As I write, lockdown 2 in England is ending. Over the last month, I have made several recordings that have been used as part of St John’s Devizes online/streamed services. I have thoroughly enjoyed doing this (although what it is about recording making everything go wrong I don’t know!) and have been proud to wrap up the services for the last two weeks. Am I looking forward to getting back into church for ‘real’ services? Yes! But once again, lockdown has provided opportunities and coming together we may not have otherwise enjoyed.
As I said last year, perhaps November has been a good time to remind us of the joy of music with the feast of Saint Cecilia, patron saint of musicians and church music, celebrated on 22 November. Once again, there were many images of her shared that day on social media, more often than not at or with an organ, the instrument most attributed to her. I wonder if there were as many images of her as there were organists taking part in the wonderful Bach for the Future?! Fifty-four leading organists from around the country (and further afield) took part in this tremendous event raising funds for the Cathedral Choirs’ Emergency Fund. If you’ve not watched it, do take the time and contribute to the fund if you’re able. It is one of the best eight minutes or so you could spend! Whilst not quite on the same scale, many organists from around the country have continued to bring listeners together with recitals being live streamed and/or released on social media, including the Cheltenham Music Festival Radio 3 broadcast by Anna Lapwood.
Whilst, no matter where we are in the country, we have been in some sort of lockdown at some point in the month, much maintenance, repair, refurbishment and building has taken place. The Royal Birmingham Conservatoire received their new Flentrop organ this month. As work has continued on The Organ Project at St Mary’s Church, Portsea, there have been some superb photos shared on social media and with the scaffolding down at York Minster, images of the organ and quire are being shared. Meanwhile, the dismantling and documentation of the 1877/1893 Cavaillé-Coll organ in Manchester Town Hall has been completed and work starts at Nicholson and Co. They are also progressing on the III/53 Organ for Radley College. One of The Organ Manual sponsors, Viscount Organs Wales took a delivery of 3 of 8 new instruments for their showrooms.

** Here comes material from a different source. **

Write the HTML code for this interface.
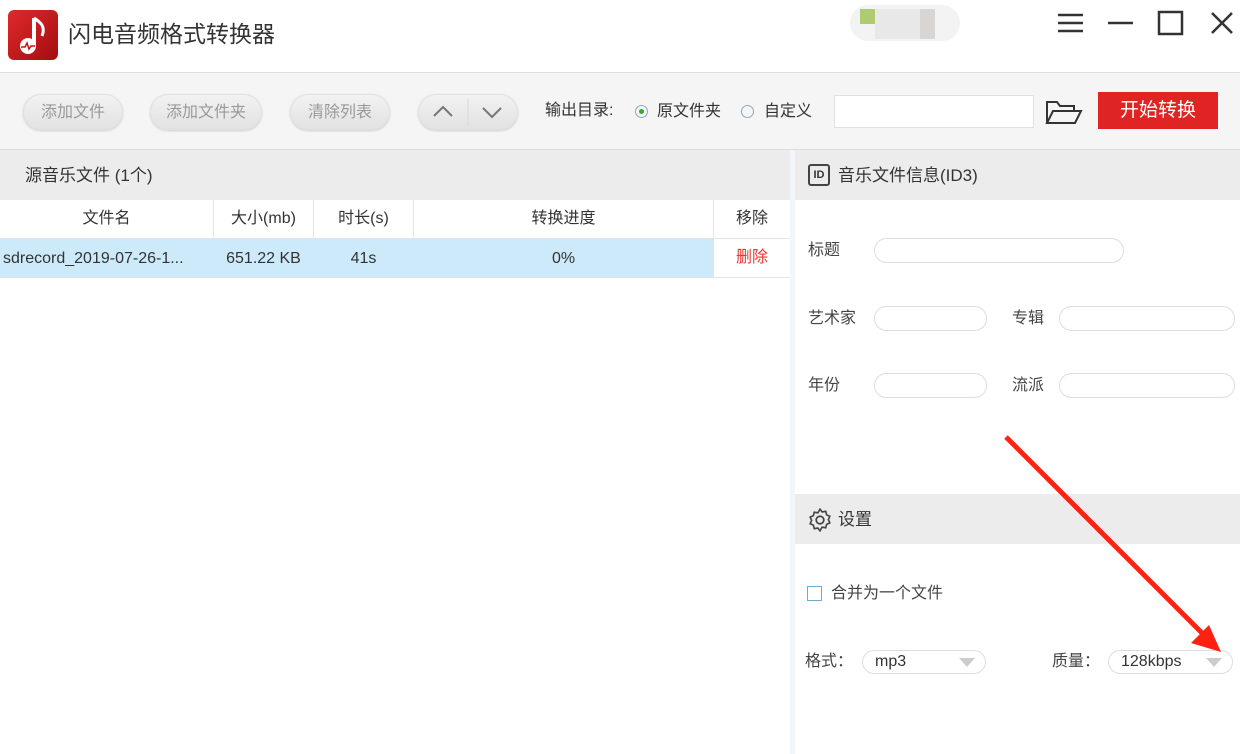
<!DOCTYPE html>
<html><head><meta charset="utf-8"><style>
*{margin:0;padding:0;box-sizing:border-box}
body{width:1240px;height:754px;overflow:hidden;background:#fff;font-family:"Liberation Sans","Noto Sans CJK SC",sans-serif;color:#333;position:relative}
.a{position:absolute}
.btn{position:absolute;top:94px;height:36px;border-radius:18px;background:linear-gradient(#f2f2f2,#e2e2e2);border:1px solid #e0e0e0;box-shadow:0 1px 2px #ccc;color:#999;font-size:16px;line-height:36px;text-align:center}
.th{position:absolute;top:200px;height:38px;line-height:38px;text-align:center;font-size:16px;border-right:1px solid #e4e4e4}
.td{position:absolute;top:239px;height:38px;line-height:38px;text-align:center;font-size:16px;border-right:1px solid #e4e4e4}
.lbl{position:absolute;font-size:16px;color:#444;line-height:1.15}
.inp{position:absolute;height:25px;border:1px solid #ddd;border-radius:13px;background:#fff}
</style></head><body>
<div class="a" style="left:8px;top:10px;width:50px;height:50px;border-radius:6px;background:linear-gradient(135deg,#e02a2a,#a30d12)">
<svg width="50" height="50" viewBox="0 0 50 50"><path d="M26 8v26" stroke="#fff" stroke-width="4"/><path d="M26 8c6 4 12 8 8 18" stroke="#fff" stroke-width="3" fill="none"/><circle cx="20" cy="36" r="8" fill="#fff"/><path d="M13 37h4l2-4 2 6 2-3h4" stroke="#c11" stroke-width="1.5" fill="none"/></svg></div>
<div class="a" style="left:68px;top:22px;font-size:23px;color:#333;line-height:1.1">闪电音频格式转换器</div>
<div class="a" style="left:850px;top:5px;width:110px;height:36px;border-radius:18px;background:#f3f3f3"></div>
<div class="a" style="left:860px;top:9px;width:15px;height:15px;background:#afcb6f"></div>
<div class="a" style="left:875px;top:9px;width:45px;height:30px;background:#e8e8e8"></div>
<div class="a" style="left:920px;top:9px;width:15px;height:30px;background:#d8d5d3"></div>
<svg class="a" style="left:1055px;top:10px" width="180" height="28"><g stroke="#333" stroke-width="2.5" fill="none"><path d="M3 5h25M3 13h25M3 21h25"/><path d="M53 13h25"/><rect x="104" y="2" width="23" height="22"/><path d="M157 3l20 20M177 3l-20 20"/></g></svg>
<div class="a" style="left:0;top:72px;width:1240px;height:78px;background:#f5f5f5;border-top:1px solid #ddd;border-bottom:1px solid #ddd"></div>
<div class="btn" style="left:23px;width:100px">添加文件</div>
<div class="btn" style="left:150px;width:112px">添加文件夹</div>
<div class="btn" style="left:290px;width:100px">清除列表</div>
<div class="btn" style="left:418px;width:100px"><svg width="98" height="34" style="position:absolute;left:0;top:0"><path d="M49 4v27" stroke="#d8d8d8"/><path d="M15 21l9-9 9 9M64 13l9 9 9-9" stroke="#777" stroke-width="2" fill="none"/></svg></div>
<div class="lbl" style="left:545px;top:102px;color:#333">输出目录:</div>
<div class="a" style="left:635px;top:105px;width:13px;height:13px;border:1px solid #8ab;border-radius:50%"><div style="margin:3px;width:5px;height:5px;border-radius:50%;background:#3a3"></div></div>
<div class="lbl" style="left:657px;top:103px;color:#333">原文件夹</div>
<div class="a" style="left:741px;top:105px;width:13px;height:13px;border:1px solid #8ab;border-radius:50%"></div>
<div class="lbl" style="left:764px;top:103px;color:#333">自定义</div>
<div class="a" style="left:834px;top:95px;width:200px;height:33px;background:#fff;border:1px solid #e0e0e0"></div>
<svg class="a" style="left:1045px;top:98px" width="38" height="28"><path d="M2 25V4h10l3 4h14v5M2 25l6-12h28l-6 12z" stroke="#333" stroke-width="2" fill="none"/></svg>
<div class="a" style="left:1098px;top:92px;width:120px;height:37px;background:#e02424;color:#fff;font-size:19px;line-height:37px;text-align:center">开始转换</div>
<div class="a" style="left:0;top:150px;width:790px;height:50px;background:#ececec"></div>
<div class="lbl" style="left:25px;top:166px;font-size:17px;color:#333">源音乐文件 (1个)</div>
<div class="a" style="left:790px;top:150px;width:5px;height:604px;background:#f2f6fb"></div>
<div class="th" style="left:0;width:214px">文件名</div>
<div class="th" style="left:214px;width:100px">大小(mb)</div>
<div class="th" style="left:314px;width:100px">时长(s)</div>
<div class="th" style="left:414px;width:300px">转换进度</div>
<div class="th" style="left:714px;width:76px;border:none">移除</div>
<div class="a" style="left:0;top:238px;width:790px;height:40px;background:#cdeafb;border-top:1px solid #e4e4e4;border-bottom:1px solid #e4e4e4"></div>
<div class="td" style="left:0;width:214px;text-align:left;padding-left:3px;top:240px">sdrecord_2019-07-26-1...</div>
<div class="td" style="left:214px;width:100px;top:240px">651.22 KB</div>
<div class="td" style="left:314px;width:100px;top:240px">41s</div>
<div class="td" style="left:414px;width:300px;top:240px">0%</div>
<div class="td" style="left:714px;width:76px;background:#fff;color:#e33;border:none">删除</div>
<div class="a" style="left:795px;top:150px;width:445px;height:50px;background:#ececec"></div>
<div class="a" style="left:808px;top:164px;width:22px;height:22px;border:2px solid #444;border-radius:3px;font-size:11px;font-weight:bold;text-align:center;line-height:18px;color:#333">ID</div>
<div class="lbl" style="left:838px;top:166px;font-size:17px;color:#333">音乐文件信息(ID3)</div>
<div class="lbl" style="left:808px;top:242px">标题</div><div class="inp" style="left:874px;top:238px;width:250px"></div>
<div class="lbl" style="left:808px;top:310px">艺术家</div><div class="inp" style="left:874px;top:306px;width:113px"></div>
<div class="lbl" style="left:1012px;top:310px">专辑</div><div class="inp" style="left:1059px;top:306px;width:176px"></div>
<div class="lbl" style="left:808px;top:377px">年份</div><div class="inp" style="left:874px;top:373px;width:113px"></div>
<div class="lbl" style="left:1012px;top:377px">流派</div><div class="inp" style="left:1059px;top:373px;width:176px"></div>
<div class="a" style="left:795px;top:494px;width:445px;height:50px;background:#ececec"></div>
<svg class="a" style="left:807px;top:507px" width="26" height="26" viewBox="0 0 24 24"><circle cx="12" cy="12" r="3.5" stroke="#444" stroke-width="1.6" fill="none"/><path d="M12 2l2 2.6 3.3-.6.8 3.2 3 1.4-1.4 3 1.4 3-3 1.4-.8 3.2-3.3-.6L12 22l-2-2.6-3.3.6-.8-3.2-3-1.4 1.4-3-1.4-3 3-1.4.8-3.2 3.3.6z" stroke="#444" stroke-width="1.5" fill="none"/></svg>
<div class="lbl" style="left:838px;top:510px;font-size:17px;color:#333">设置</div>
<div class="a" style="left:807px;top:586px;width:15px;height:15px;border:1.5px solid #6aaad8"></div>
<div class="lbl" style="left:831px;top:585px">合并为一个文件</div>
<div class="lbl" style="left:805px;top:653px">格式：</div>
<div class="inp" style="left:862px;top:650px;width:124px;height:24px;font-size:16px;padding-left:12px;line-height:22px">mp3<span style="position:absolute;right:10px;top:7px;border:8px solid transparent;border-top:9px solid #ccc;border-bottom:0"></span></div>
<div class="lbl" style="left:1052px;top:653px">质量：</div>
<div class="inp" style="left:1108px;top:650px;width:125px;height:24px;font-size:16px;padding-left:12px;line-height:22px">128kbps<span style="position:absolute;right:10px;top:7px;border:8px solid transparent;border-top:9px solid #ccc;border-bottom:0"></span></div>
<svg class="a" style="left:0;top:0" width="1240" height="754"><path d="M1006 437L1205 636" stroke="#f21" stroke-width="5"/><path d="M1221 652l-30-9 18-18z" fill="#f21"/></svg>
</body></html>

During November, the RCO continued the publication of their A-Z of Organ Films. The most recent being ‘V’’ for voluntary’ by Anne Elise Smoot who also wrote the guest publication for The Organ Manual in November. The piece is about courses, what to look for and the value of attending them. Oundle for Organists, run by Ann Elise has information available on their site about their POTS course and details of the summer course are due for release in December. Meanwhile the RCO have launched the details of their TOSE 2021 course and the RSCM have released details of the Bath Course. Another initiative to support younger organists, the Society of Women Organists Youth Group has launched and welcomes new members through Facebook.
There are so many schemes available to support young organists, some well-known, some not so much. Over the course of Advent, The Organ Manual share information about a different scheme, bursary, scholarship, course and competition through its various social media channels – Facebook, Instagram and Twitter.
As I close, I’d like to take this opportunity to thank the sponsors of The Organ Manual, RSCM and Viscount Organs Wales for their valuable support this year.
Finally, may I take this (slightly early) opportunity to wish you a very Merry Christmas? I hope everyone who expects to, makes it to their organ bench of choice, everyone stays safe and well and that everyone enters 2021 ready to make and enjoy plenty more organ music!